Information provided —
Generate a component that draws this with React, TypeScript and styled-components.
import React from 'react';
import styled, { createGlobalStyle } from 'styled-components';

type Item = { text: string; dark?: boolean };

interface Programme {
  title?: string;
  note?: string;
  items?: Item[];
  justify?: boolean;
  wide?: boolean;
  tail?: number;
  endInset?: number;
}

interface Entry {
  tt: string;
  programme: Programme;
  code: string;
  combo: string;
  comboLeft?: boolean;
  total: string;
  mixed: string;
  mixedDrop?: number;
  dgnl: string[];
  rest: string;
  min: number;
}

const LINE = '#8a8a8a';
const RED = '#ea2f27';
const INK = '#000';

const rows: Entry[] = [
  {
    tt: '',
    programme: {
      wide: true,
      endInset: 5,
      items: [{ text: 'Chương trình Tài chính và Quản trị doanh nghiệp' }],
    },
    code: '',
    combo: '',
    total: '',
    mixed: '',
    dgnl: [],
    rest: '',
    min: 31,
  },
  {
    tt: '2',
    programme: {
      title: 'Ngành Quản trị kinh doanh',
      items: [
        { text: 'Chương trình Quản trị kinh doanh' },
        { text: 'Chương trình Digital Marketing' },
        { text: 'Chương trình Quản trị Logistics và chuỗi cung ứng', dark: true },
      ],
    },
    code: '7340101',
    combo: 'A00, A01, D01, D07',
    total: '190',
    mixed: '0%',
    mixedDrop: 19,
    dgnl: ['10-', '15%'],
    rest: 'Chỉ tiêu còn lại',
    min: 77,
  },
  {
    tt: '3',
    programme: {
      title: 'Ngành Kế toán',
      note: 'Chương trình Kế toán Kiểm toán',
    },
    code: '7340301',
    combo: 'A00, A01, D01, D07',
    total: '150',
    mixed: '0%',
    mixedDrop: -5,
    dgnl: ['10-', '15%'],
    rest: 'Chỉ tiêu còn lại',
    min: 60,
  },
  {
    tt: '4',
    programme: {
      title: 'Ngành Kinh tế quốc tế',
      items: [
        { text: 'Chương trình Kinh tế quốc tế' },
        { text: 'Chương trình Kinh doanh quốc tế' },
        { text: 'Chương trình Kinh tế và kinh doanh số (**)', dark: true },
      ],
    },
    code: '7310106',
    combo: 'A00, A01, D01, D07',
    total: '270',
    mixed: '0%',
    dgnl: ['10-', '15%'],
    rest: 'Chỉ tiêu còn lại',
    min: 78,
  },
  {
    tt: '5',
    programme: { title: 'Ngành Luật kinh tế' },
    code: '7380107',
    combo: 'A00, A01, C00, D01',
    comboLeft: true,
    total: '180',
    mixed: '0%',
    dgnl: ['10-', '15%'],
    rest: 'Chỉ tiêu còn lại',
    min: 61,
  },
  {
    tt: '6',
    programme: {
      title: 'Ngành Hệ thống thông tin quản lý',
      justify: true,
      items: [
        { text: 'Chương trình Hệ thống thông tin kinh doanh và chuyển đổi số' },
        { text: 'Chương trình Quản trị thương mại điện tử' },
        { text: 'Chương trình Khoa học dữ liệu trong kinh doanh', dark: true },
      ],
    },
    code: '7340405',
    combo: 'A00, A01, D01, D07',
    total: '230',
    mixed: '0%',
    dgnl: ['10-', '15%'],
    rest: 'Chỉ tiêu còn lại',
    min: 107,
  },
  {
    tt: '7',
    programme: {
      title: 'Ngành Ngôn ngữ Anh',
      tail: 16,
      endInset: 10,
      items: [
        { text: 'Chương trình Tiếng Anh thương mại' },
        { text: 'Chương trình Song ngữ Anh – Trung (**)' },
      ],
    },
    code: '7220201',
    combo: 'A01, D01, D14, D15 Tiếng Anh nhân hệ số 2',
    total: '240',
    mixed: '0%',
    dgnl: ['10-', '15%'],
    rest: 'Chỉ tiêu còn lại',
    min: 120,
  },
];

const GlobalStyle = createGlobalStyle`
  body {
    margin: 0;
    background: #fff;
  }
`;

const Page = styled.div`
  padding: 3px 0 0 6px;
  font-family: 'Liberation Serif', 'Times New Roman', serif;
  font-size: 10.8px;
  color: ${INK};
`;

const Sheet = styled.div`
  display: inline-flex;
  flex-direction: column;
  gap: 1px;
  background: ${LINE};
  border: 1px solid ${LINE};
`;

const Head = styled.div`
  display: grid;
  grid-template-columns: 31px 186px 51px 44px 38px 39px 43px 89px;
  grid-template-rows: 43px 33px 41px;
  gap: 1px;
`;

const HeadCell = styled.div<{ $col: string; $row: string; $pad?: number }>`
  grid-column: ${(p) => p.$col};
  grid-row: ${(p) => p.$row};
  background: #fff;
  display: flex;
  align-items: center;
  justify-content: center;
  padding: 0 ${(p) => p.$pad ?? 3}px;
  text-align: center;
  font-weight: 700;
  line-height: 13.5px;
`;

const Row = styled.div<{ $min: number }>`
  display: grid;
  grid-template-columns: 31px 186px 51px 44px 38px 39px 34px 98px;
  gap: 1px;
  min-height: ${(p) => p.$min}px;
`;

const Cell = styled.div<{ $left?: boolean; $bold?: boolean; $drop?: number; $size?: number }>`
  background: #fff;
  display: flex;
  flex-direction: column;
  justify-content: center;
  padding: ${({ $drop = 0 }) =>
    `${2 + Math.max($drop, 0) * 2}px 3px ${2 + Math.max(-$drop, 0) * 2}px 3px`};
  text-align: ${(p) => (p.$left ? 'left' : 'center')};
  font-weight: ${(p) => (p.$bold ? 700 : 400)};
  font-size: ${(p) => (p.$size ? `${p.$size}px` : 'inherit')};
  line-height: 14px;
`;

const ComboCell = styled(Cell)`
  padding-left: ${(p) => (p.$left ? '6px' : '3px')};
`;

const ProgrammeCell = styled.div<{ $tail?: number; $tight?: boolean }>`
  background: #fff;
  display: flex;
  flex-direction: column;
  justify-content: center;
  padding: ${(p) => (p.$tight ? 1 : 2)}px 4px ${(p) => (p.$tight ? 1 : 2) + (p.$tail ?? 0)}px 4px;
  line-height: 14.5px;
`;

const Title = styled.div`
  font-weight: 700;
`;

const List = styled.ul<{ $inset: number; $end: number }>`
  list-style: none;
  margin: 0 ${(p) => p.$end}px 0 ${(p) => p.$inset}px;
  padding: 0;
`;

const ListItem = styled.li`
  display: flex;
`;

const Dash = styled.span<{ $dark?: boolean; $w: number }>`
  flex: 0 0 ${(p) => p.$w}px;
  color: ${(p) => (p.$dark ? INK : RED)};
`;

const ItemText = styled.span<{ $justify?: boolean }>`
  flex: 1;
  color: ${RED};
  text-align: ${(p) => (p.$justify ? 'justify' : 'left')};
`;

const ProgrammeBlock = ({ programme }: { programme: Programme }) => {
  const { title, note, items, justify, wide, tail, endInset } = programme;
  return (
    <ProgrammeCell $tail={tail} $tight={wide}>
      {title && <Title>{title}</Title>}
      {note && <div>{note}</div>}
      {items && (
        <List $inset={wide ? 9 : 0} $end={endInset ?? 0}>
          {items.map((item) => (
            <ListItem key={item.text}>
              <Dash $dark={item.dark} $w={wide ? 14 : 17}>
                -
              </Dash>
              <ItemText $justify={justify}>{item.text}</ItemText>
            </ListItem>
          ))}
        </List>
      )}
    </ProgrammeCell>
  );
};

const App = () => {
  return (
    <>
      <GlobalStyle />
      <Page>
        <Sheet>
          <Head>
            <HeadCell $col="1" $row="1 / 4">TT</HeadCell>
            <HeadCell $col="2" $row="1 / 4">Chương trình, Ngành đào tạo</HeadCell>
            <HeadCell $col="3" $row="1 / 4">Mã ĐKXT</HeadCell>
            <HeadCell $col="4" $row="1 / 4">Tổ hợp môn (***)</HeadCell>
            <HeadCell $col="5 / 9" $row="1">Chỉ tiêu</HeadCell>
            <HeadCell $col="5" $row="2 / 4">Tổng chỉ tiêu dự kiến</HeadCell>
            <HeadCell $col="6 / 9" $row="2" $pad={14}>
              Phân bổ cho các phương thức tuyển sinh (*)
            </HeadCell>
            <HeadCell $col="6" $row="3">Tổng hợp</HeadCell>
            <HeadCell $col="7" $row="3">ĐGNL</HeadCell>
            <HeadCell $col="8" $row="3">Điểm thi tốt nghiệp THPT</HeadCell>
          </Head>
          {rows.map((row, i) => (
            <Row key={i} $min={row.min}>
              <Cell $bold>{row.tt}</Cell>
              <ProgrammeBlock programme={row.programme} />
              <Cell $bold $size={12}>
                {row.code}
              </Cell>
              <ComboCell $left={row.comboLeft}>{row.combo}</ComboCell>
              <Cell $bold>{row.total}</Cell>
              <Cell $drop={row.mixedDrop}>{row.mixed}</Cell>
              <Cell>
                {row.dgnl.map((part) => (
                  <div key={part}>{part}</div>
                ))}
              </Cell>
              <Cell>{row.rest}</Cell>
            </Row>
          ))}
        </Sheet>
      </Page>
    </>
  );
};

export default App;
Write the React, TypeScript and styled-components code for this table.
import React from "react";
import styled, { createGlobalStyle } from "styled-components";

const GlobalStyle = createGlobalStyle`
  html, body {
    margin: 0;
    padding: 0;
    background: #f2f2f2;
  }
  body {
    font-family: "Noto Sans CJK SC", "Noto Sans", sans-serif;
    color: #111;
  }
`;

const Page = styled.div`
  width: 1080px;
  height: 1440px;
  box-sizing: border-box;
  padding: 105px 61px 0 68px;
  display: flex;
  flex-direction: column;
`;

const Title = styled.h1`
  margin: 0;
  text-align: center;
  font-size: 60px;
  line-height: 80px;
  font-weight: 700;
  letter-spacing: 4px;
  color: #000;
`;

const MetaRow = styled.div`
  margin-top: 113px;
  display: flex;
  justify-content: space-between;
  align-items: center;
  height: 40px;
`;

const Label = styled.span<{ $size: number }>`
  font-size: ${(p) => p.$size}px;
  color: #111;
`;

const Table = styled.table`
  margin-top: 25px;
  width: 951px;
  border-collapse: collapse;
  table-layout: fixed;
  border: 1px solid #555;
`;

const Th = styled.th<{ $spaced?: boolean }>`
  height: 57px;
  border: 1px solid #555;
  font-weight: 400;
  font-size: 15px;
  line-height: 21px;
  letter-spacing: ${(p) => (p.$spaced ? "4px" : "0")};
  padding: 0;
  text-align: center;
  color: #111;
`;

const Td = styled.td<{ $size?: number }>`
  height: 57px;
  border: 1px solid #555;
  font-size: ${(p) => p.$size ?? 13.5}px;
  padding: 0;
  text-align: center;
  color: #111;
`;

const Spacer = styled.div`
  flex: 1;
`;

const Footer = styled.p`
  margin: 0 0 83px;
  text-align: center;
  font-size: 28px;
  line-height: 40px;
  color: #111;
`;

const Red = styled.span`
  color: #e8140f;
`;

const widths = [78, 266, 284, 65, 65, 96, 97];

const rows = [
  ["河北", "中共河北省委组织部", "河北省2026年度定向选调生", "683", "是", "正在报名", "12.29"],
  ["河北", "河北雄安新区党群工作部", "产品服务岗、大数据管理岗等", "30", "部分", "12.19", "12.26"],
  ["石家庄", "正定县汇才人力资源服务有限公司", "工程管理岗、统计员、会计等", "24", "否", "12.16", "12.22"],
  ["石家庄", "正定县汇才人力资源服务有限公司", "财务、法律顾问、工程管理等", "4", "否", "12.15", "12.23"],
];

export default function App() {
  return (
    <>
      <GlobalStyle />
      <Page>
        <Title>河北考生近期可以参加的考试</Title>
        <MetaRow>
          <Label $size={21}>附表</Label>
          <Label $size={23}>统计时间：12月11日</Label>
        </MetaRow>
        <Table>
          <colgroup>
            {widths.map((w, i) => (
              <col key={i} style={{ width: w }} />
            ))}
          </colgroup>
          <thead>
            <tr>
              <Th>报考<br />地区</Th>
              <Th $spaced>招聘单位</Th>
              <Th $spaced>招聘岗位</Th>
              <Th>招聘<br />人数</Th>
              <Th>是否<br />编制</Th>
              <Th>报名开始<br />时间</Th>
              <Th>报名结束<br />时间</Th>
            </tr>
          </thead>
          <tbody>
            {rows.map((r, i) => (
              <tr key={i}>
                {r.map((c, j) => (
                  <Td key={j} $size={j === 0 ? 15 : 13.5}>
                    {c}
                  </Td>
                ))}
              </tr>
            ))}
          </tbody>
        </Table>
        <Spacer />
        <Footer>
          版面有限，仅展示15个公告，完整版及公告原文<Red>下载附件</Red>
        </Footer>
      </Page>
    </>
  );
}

Stated problem — Pull every line containing "this" from the material above.

Exercise answer —
Generate a component that draws this with React, TypeScript and styled-components.
Write the React, TypeScript and styled-components code for this table.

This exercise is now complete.